=== Dataset items ===
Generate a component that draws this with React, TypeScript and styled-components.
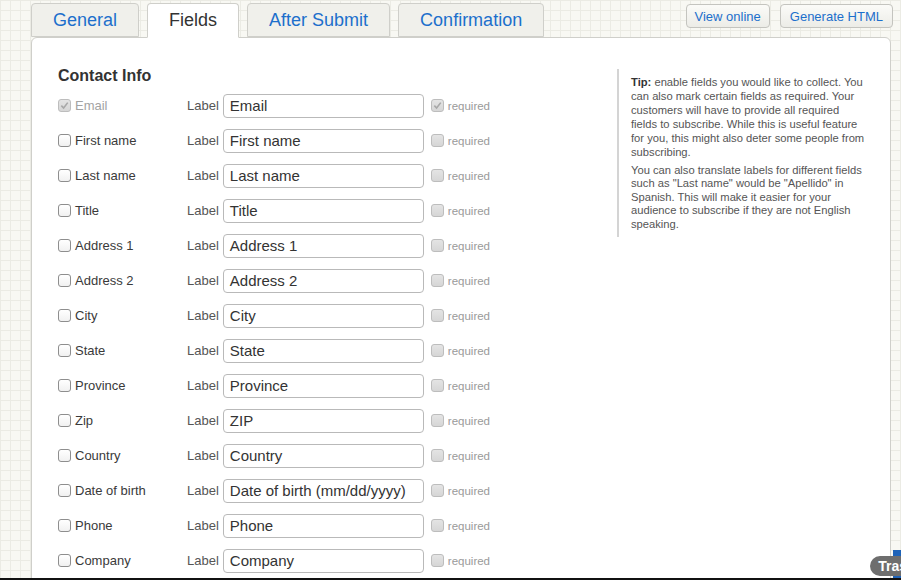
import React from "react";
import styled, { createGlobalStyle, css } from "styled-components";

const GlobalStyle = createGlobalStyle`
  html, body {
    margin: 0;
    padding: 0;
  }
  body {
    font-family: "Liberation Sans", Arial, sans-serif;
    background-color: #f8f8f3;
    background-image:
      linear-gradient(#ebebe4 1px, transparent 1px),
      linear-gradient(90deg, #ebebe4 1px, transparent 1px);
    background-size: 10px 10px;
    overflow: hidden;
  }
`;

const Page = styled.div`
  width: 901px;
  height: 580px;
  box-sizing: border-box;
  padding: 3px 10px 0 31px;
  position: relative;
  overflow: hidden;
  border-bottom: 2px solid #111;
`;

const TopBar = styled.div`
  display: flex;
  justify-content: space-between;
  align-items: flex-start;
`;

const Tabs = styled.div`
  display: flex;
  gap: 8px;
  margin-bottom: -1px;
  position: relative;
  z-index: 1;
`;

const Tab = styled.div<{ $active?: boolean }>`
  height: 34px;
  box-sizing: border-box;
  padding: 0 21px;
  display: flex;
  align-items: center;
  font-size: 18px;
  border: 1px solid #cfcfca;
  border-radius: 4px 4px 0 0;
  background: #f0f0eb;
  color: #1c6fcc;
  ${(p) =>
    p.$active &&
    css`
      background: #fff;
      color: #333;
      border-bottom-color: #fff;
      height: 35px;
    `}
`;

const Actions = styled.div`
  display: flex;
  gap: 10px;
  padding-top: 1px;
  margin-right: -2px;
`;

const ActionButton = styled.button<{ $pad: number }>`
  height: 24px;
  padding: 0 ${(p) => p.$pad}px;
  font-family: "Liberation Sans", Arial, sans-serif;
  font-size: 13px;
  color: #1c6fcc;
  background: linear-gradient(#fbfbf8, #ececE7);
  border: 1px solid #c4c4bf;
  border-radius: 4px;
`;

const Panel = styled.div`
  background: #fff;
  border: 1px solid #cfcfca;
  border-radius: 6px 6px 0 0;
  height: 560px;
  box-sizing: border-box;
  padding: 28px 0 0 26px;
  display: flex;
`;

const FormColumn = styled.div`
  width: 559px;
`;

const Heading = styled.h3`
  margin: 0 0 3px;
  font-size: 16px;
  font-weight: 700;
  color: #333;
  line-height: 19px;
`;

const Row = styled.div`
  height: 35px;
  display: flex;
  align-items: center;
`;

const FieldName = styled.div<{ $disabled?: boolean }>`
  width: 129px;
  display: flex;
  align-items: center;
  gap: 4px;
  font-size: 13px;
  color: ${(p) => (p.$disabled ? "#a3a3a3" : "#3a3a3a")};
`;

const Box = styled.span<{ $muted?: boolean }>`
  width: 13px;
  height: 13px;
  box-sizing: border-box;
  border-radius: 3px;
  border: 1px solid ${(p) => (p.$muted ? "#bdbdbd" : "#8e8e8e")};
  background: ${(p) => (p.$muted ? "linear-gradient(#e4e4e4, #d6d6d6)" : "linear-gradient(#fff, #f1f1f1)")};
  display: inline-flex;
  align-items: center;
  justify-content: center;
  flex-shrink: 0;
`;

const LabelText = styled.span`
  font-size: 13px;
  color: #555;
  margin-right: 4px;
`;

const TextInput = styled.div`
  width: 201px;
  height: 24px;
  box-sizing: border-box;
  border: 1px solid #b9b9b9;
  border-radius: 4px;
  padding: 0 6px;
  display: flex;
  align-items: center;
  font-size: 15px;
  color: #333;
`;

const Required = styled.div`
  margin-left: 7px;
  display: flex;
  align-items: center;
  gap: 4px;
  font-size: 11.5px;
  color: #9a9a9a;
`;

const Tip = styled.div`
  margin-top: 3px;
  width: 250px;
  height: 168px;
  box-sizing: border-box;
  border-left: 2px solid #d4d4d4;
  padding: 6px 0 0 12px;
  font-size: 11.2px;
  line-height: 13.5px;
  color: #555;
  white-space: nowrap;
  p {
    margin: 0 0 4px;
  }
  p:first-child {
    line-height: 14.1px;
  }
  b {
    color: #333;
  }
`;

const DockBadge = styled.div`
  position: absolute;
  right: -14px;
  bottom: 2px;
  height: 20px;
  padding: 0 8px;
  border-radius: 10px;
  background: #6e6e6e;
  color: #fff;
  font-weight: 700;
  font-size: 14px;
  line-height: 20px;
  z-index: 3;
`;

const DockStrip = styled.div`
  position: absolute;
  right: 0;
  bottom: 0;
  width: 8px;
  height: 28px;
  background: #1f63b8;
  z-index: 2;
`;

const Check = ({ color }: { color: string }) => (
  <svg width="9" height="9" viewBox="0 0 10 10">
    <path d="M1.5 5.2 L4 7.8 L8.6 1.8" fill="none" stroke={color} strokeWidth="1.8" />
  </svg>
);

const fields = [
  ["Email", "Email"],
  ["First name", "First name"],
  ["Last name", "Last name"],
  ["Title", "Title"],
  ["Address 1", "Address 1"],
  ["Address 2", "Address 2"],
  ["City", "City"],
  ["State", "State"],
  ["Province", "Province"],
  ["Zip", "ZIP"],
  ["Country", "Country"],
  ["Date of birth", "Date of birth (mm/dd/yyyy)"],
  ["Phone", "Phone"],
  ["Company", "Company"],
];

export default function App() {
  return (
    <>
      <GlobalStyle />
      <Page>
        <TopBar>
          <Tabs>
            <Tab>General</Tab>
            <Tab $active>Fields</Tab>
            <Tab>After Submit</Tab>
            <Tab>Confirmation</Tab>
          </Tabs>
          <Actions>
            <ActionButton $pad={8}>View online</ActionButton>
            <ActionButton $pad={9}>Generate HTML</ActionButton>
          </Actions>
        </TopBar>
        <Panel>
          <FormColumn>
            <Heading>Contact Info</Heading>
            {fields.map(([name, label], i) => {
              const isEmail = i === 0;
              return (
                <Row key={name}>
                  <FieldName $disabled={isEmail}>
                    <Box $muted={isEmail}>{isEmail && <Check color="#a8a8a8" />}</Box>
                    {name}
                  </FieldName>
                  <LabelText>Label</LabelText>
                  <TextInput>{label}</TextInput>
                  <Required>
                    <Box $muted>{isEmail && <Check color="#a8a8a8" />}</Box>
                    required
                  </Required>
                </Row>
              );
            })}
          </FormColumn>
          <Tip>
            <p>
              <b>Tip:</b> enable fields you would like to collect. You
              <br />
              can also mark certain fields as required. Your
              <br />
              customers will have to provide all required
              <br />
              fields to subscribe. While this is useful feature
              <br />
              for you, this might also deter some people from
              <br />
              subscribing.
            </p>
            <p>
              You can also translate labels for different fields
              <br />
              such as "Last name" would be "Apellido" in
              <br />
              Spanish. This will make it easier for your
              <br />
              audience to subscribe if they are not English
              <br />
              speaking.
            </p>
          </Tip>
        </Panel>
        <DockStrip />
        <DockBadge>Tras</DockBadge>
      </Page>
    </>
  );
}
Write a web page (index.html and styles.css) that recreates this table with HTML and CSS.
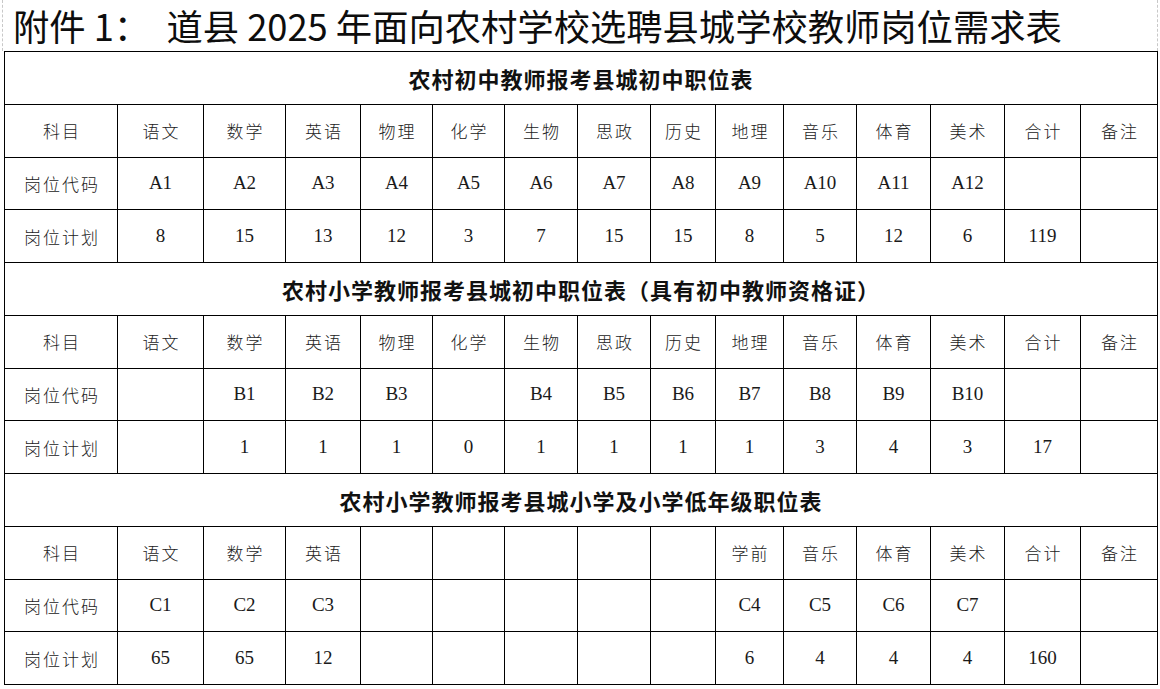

=== Work to complete ===
Reproduce the entries above without change, omitting all pictures.

=== Answer for the task ===
Generate a component that draws this with React, TypeScript and styled-components.
import React from "react";
import styled, { createGlobalStyle, css } from "styled-components";

const GlobalStyle = createGlobalStyle`
  html, body {
    margin: 0;
    padding: 0;
  }
  body {
    font-family: "Liberation Sans", Arial, sans-serif;
    background-color: #f8f8f3;
    background-image:
      linear-gradient(#ebebe4 1px, transparent 1px),
      linear-gradient(90deg, #ebebe4 1px, transparent 1px);
    background-size: 10px 10px;
    overflow: hidden;
  }
`;

const Page = styled.div`
  width: 901px;
  height: 580px;
  box-sizing: border-box;
  padding: 3px 10px 0 31px;
  position: relative;
  overflow: hidden;
  border-bottom: 2px solid #111;
`;

const TopBar = styled.div`
  display: flex;
  justify-content: space-between;
  align-items: flex-start;
`;

const Tabs = styled.div`
  display: flex;
  gap: 8px;
  margin-bottom: -1px;
  position: relative;
  z-index: 1;
`;

const Tab = styled.div<{ $active?: boolean }>`
  height: 34px;
  box-sizing: border-box;
  padding: 0 21px;
  display: flex;
  align-items: center;
  font-size: 18px;
  border: 1px solid #cfcfca;
  border-radius: 4px 4px 0 0;
  background: #f0f0eb;
  color: #1c6fcc;
  ${(p) =>
    p.$active &&
    css`
      background: #fff;
      color: #333;
      border-bottom-color: #fff;
      height: 35px;
    `}
`;

const Actions = styled.div`
  display: flex;
  gap: 10px;
  padding-top: 1px;
  margin-right: -2px;
`;

const ActionButton = styled.button<{ $pad: number }>`
  height: 24px;
  padding: 0 ${(p) => p.$pad}px;
  font-family: "Liberation Sans", Arial, sans-serif;
  font-size: 13px;
  color: #1c6fcc;
  background: linear-gradient(#fbfbf8, #ececE7);
  border: 1px solid #c4c4bf;
  border-radius: 4px;
`;

const Panel = styled.div`
  background: #fff;
  border: 1px solid #cfcfca;
  border-radius: 6px 6px 0 0;
  height: 560px;
  box-sizing: border-box;
  padding: 28px 0 0 26px;
  display: flex;
`;

const FormColumn = styled.div`
  width: 559px;
`;

const Heading = styled.h3`
  margin: 0 0 3px;
  font-size: 16px;
  font-weight: 700;
  color: #333;
  line-height: 19px;
`;

const Row = styled.div`
  height: 35px;
  display: flex;
  align-items: center;
`;

const FieldName = styled.div<{ $disabled?: boolean }>`
  width: 129px;
  display: flex;
  align-items: center;
  gap: 4px;
  font-size: 13px;
  color: ${(p) => (p.$disabled ? "#a3a3a3" : "#3a3a3a")};
`;

const Box = styled.span<{ $muted?: boolean }>`
  width: 13px;
  height: 13px;
  box-sizing: border-box;
  border-radius: 3px;
  border: 1px solid ${(p) => (p.$muted ? "#bdbdbd" : "#8e8e8e")};
  background: ${(p) => (p.$muted ? "linear-gradient(#e4e4e4, #d6d6d6)" : "linear-gradient(#fff, #f1f1f1)")};
  display: inline-flex;
  align-items: center;
  justify-content: center;
  flex-shrink: 0;
`;

const LabelText = styled.span`
  font-size: 13px;
  color: #555;
  margin-right: 4px;
`;

const TextInput = styled.div`
  width: 201px;
  height: 24px;
  box-sizing: border-box;
  border: 1px solid #b9b9b9;
  border-radius: 4px;
  padding: 0 6px;
  display: flex;
  align-items: center;
  font-size: 15px;
  color: #333;
`;

const Required = styled.div`
  margin-left: 7px;
  display: flex;
  align-items: center;
  gap: 4px;
  font-size: 11.5px;
  color: #9a9a9a;
`;

const Tip = styled.div`
  margin-top: 3px;
  width: 250px;
  height: 168px;
  box-sizing: border-box;
  border-left: 2px solid #d4d4d4;
  padding: 6px 0 0 12px;
  font-size: 11.2px;
  line-height: 13.5px;
  color: #555;
  white-space: nowrap;
  p {
    margin: 0 0 4px;
  }
  p:first-child {
    line-height: 14.1px;
  }
  b {
    color: #333;
  }
`;

const DockBadge = styled.div`
  position: absolute;
  right: -14px;
  bottom: 2px;
  height: 20px;
  padding: 0 8px;
  border-radius: 10px;
  background: #6e6e6e;
  color: #fff;
  font-weight: 700;
  font-size: 14px;
  line-height: 20px;
  z-index: 3;
`;

const DockStrip = styled.div`
  position: absolute;
  right: 0;
  bottom: 0;
  width: 8px;
  height: 28px;
  background: #1f63b8;
  z-index: 2;
`;

const Check = ({ color }: { color: string }) => (
  <svg width="9" height="9" viewBox="0 0 10 10">
    <path d="M1.5 5.2 L4 7.8 L8.6 1.8" fill="none" stroke={color} strokeWidth="1.8" />
  </svg>
);

const fields = [
  ["Email", "Email"],
  ["First name", "First name"],
  ["Last name", "Last name"],
  ["Title", "Title"],
  ["Address 1", "Address 1"],
  ["Address 2", "Address 2"],
  ["City", "City"],
  ["State", "State"],
  ["Province", "Province"],
  ["Zip", "ZIP"],
  ["Country", "Country"],
  ["Date of birth", "Date of birth (mm/dd/yyyy)"],
  ["Phone", "Phone"],
  ["Company", "Company"],
];

export default function App() {
  return (
    <>
      <GlobalStyle />
      <Page>
        <TopBar>
          <Tabs>
            <Tab>General</Tab>
            <Tab $active>Fields</Tab>
            <Tab>After Submit</Tab>
            <Tab>Confirmation</Tab>
          </Tabs>
          <Actions>
            <ActionButton $pad={8}>View online</ActionButton>
            <ActionButton $pad={9}>Generate HTML</ActionButton>
          </Actions>
        </TopBar>
        <Panel>
          <FormColumn>
            <Heading>Contact Info</Heading>
            {fields.map(([name, label], i) => {
              const isEmail = i === 0;
              return (
                <Row key={name}>
                  <FieldName $disabled={isEmail}>
                    <Box $muted={isEmail}>{isEmail && <Check color="#a8a8a8" />}</Box>
                    {name}
                  </FieldName>
                  <LabelText>Label</LabelText>
                  <TextInput>{label}</TextInput>
                  <Required>
                    <Box $muted>{isEmail && <Check color="#a8a8a8" />}</Box>
                    required
                  </Required>
                </Row>
              );
            })}
          </FormColumn>
          <Tip>
            <p>
              <b>Tip:</b> enable fields you would like to collect. You
              <br />
              can also mark certain fields as required. Your
              <br />
              customers will have to provide all required
              <br />
              fields to subscribe. While this is useful feature
              <br />
              for you, this might also deter some people from
              <br />
              subscribing.
            </p>
            <p>
              You can also translate labels for different fields
              <br />
              such as "Last name" would be "Apellido" in
              <br />
              Spanish. This will make it easier for your
              <br />
              audience to subscribe if they are not English
              <br />
              speaking.
            </p>
          </Tip>
        </Panel>
        <DockStrip />
        <DockBadge>Tras</DockBadge>
      </Page>
    </>
  );
}
Write a web page (index.html and styles.css) that recreates this table with HTML and CSS.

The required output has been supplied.